5. Assign someone to monitor, post, and RESPOND to all who engage.
6. Create six value-based messages, two each for Facebook, LinkedIn, and Twitter.
7. Shoot 2-3 value-based (something your customers could use) videos and post them on YouTube.
8. Invite all of your customers to join you by sending examples of your value messages. I recommend one campaign per media for four weeks – but have links to all in each email.
9. Post something every day on Facebook. Tweet something every day. Link with 2-5 people every day. Post one video a week.
10. If you really want to create some buzz, convert your contacts to Ace of Sales (www.aceofsales.com) – and send emails that differentiate yourself from the competition.
10.5 Only listen to your lawyer if they tell you what you CAN do.
Jeffrey, you’ll probably find varying levels agreement in the marketing & PR community with your views. I certainly hear you. But can we sell it to the powers-that-be at companies that are still not convinced of the benefits of new media engagement and conversation? Having faith or trust in social media may not be enough, and I’m not sure we should quickly dismiss businesses still sitting on the fence because of the ROI dilemma. CFOs know what they get with pay-per-click. Sentiment value -- that’s another matter.
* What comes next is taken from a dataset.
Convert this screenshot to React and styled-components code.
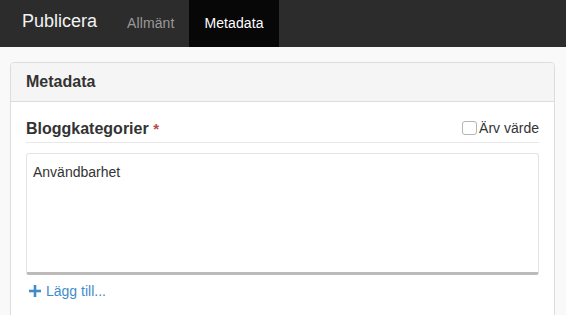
import React from "react";
import styled, { createGlobalStyle } from "styled-components";

const GlobalStyle = createGlobalStyle`
  html, body {
    margin: 0;
    padding: 0;
    overflow: hidden;
    background: #f9f9f9;
    font-family: "Liberation Sans", Arial, Helvetica, sans-serif;
    color: #333;
  }
  * { box-sizing: border-box; }
`;

const Navbar = styled.nav`
  display: flex;
  align-items: stretch;
  height: 47px;
  background: #2c2c2c;
  padding-left: 7px;
`;

const Brand = styled.a`
  display: block;
  padding: 11px 15px 0;
  font-size: 18px;
  line-height: 20px;
  color: #f2f2f2;
  text-decoration: none;
`;

const NavTab = styled.a`
  display: block;
  padding: 13px 15px 0 15px;
  font-size: 14px;
  line-height: 20px;
  color: ${(p) => (p.$active ? "#ffffff" : "#999999")};
  background: ${(p) => (p.$active ? "#070707" : "transparent")};
  text-decoration: none;
  letter-spacing: 0.1px;
`;

const Main = styled.main`
  padding: 15px 11px 0 10px;
`;

const Panel = styled.section`
  background: #fff;
  border: 1px solid #dddddd;
  border-radius: 4px;
`;

const PanelHeading = styled.header`
  padding: 8px 15px;
  background: #f5f5f5;
  border-bottom: 1px solid #dddddd;
  border-radius: 3px 3px 0 0;
  font-size: 16px;
  line-height: 22px;
  font-weight: bold;
  color: #333;
`;

const PanelBody = styled.div`
  padding: 15px 15px 20px;
`;

const FieldHeader = styled.div`
  display: flex;
  align-items: center;
  justify-content: space-between;
  padding-bottom: 2px;
  border-bottom: 1px solid #e8e8e8;
  margin-bottom: 10px;
`;

const FieldLabel = styled.label`
  font-size: 16px;
  line-height: 23px;
  font-weight: bold;
  color: #333;
`;

const Required = styled.span`
  color: #b94a48;
  font-size: 15px;
`;

const InheritToggle = styled.label`
  display: flex;
  align-items: center;
  gap: 2px;
  font-size: 14px;
  line-height: 20px;
  color: #333;
  margin-top: -1px;
`;

const Checkbox = styled.span`
  display: inline-block;
  width: 15px;
  height: 14px;
  border: 1px solid #b5b5b5;
  border-radius: 3px;
  background: #fff;
`;

const ListBox = styled.div`
  height: 122px;
  padding: 8px 6px;
  border: 1px solid #e4e4e4;
  border-bottom: 3px solid #bbbbbb;
  border-radius: 3px;
  background: #fff;
`;

const ListItem = styled.div`
  font-size: 14px;
  line-height: 20px;
  color: #333;
`;

const AddLink = styled.a`
  display: inline-flex;
  align-items: center;
  gap: 5px;
  margin: 6px 0 0 3px;
  font-size: 14px;
  line-height: 20px;
  color: #428bca;
  text-decoration: none;
  cursor: pointer;
`;

const PlusIcon = () => (
  <svg width="12" height="12" viewBox="0 0 12 12" aria-hidden="true">
    <rect x="4.7" y="0" width="2.6" height="12" fill="#428bca" />
    <rect x="0" y="4.7" width="12" height="2.6" fill="#428bca" />
  </svg>
);

export default function App() {
  return (
    <>
      <GlobalStyle />
      <Navbar>
        <Brand>Publicera</Brand>
        <NavTab>Allmänt</NavTab>
        <NavTab $active>Metadata</NavTab>
      </Navbar>
      <Main>
        <Panel>
          <PanelHeading>Metadata</PanelHeading>
          <PanelBody>
            <FieldHeader>
              <FieldLabel>
                Bloggkategorier <Required>*</Required>
              </FieldLabel>
              <InheritToggle>
                <Checkbox />
                Ärv värde
              </InheritToggle>
            </FieldHeader>
            <ListBox>
              <ListItem>Användbarhet</ListItem>
            </ListBox>
            <AddLink>
              <PlusIcon />
              Lägg till...
            </AddLink>
          </PanelBody>
        </Panel>
      </Main>
    </>
  );
}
Sure it works for companies such as Ford, Zappos, Dell and Southwest Airlines, the usual suspects when marketers extoll the virtues of social media marketing. Dell once reported it made $1 million on computer sales just from Twitter postings. That’s OK, but Dell has been around since 1983, its products already are in huge demand and "goodwill" was established long before the Internet even existed. Your average small computer company (or any business) probably will not make an instant $1 million tweeting sales deals and promo codes. Despite all of the books and posts, social media ROI remains a conundrum and it’s looking more and more like a universal measurement standard will remain an elusive goal. “It’s way too soon to measure.” You may be right in that sentiment and certainly others have said the same thing. But that’s a tough line to deliver in a competitive pitch for new business.